= Dataset excerpt =
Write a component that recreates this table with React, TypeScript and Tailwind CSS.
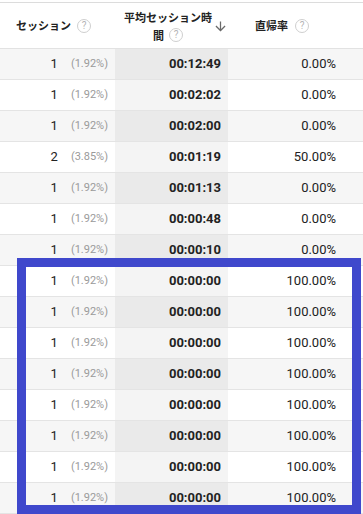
import React from "react";

type Row = {
  sessions: number;
  share: string;
  duration: string;
  bounce: string;
};

const rows: Row[] = [
  { sessions: 1, share: "(1.92%)", duration: "00:12:49", bounce: "0.00%" },
  { sessions: 1, share: "(1.92%)", duration: "00:02:02", bounce: "0.00%" },
  { sessions: 1, share: "(1.92%)", duration: "00:02:00", bounce: "0.00%" },
  { sessions: 2, share: "(3.85%)", duration: "00:01:19", bounce: "50.00%" },
  { sessions: 1, share: "(1.92%)", duration: "00:01:13", bounce: "0.00%" },
  { sessions: 1, share: "(1.92%)", duration: "00:00:48", bounce: "0.00%" },
  { sessions: 1, share: "(1.92%)", duration: "00:00:10", bounce: "0.00%" },
  ...Array.from({ length: 8 }, () => ({
    sessions: 1,
    share: "(1.92%)",
    duration: "00:00:00",
    bounce: "100.00%",
  })),
];

function HelpIcon() {
  return (
    <span className="inline-flex h-[14px] w-[14px] shrink-0 items-center justify-center rounded-full border border-[#cfcfcf] font-['Roboto',sans-serif] text-[10px] font-normal leading-none text-[#b5b5b5]">
      ?
    </span>
  );
}

function SortArrow() {
  return (
    <svg width="15" height="15" viewBox="0 0 24 24" className="shrink-0" fill="#6a6a6a">
      <path d="M20 12l-1.41-1.41L13 16.17V4h-2v12.17l-5.58-5.59L4 12l8 8 8-8z" />
    </svg>
  );
}

export default function App() {
  return (
    <div className="relative h-[514px] w-[363px] overflow-hidden bg-white">
      <div className="mt-[2px] border-t border-[#dcdcdc]">
        <div className="grid h-[46px] grid-cols-[115px_113px_1fr] border-b border-[#e2e2e2] font-['Noto_Sans_CJK_JP',sans-serif] text-[11px] font-bold text-[#222]">
          <div className="flex items-center justify-end gap-[6px] pr-[24px]">
            <span>セッション</span>
            <HelpIcon />
          </div>
          <div className="flex items-center pl-[6px]">
            <div className="w-[100px] text-center leading-[18px]">
              <div className="whitespace-nowrap">平均セッション時</div>
              <div className="flex items-center justify-center gap-[5px]">
                <span>間</span>
                <HelpIcon />
              </div>
            </div>
            <div className="ml-[-2px] mt-[2px]">
              <SortArrow />
            </div>
          </div>
          <div className="flex items-center gap-[7px] pl-[27px]">
            <span>直帰率</span>
            <HelpIcon />
          </div>
        </div>

        {rows.map((row, i) => {
          const shaded = i % 2 === 0;
          return (
            <div
              key={i}
              className={`grid h-[31px] grid-cols-[115px_113px_1fr] border-b border-[#e4e4e4] font-['Roboto',sans-serif] text-[13px] text-[#222] ${
                shaded ? "bg-[#f6f6f6]" : "bg-white"
              }`}
            >
              <div className="flex items-center justify-end gap-[13px] pr-[7px]">
                <span>{row.sessions}</span>
                <span className="text-[11px] text-[#9a9a9a]">{row.share}</span>
              </div>
              <div
                className={`flex items-center justify-end pr-[7px] font-bold ${
                  shaded ? "bg-[#eaeaea]" : "bg-[#f4f4f4]"
                }`}
              >
                {row.duration}
              </div>
              <div className="flex items-center justify-end pr-[27px]">{row.bounce}</div>
            </div>
          );
        })}
      </div>

      <div className="absolute left-[17px] top-[258px] h-[256px] w-[344px] border-[9px] border-[#3f48cc]" />
    </div>
  );
}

= The task =
Report how many lines of the listing above include the word "React". Say nothing but the number.

= In response =
2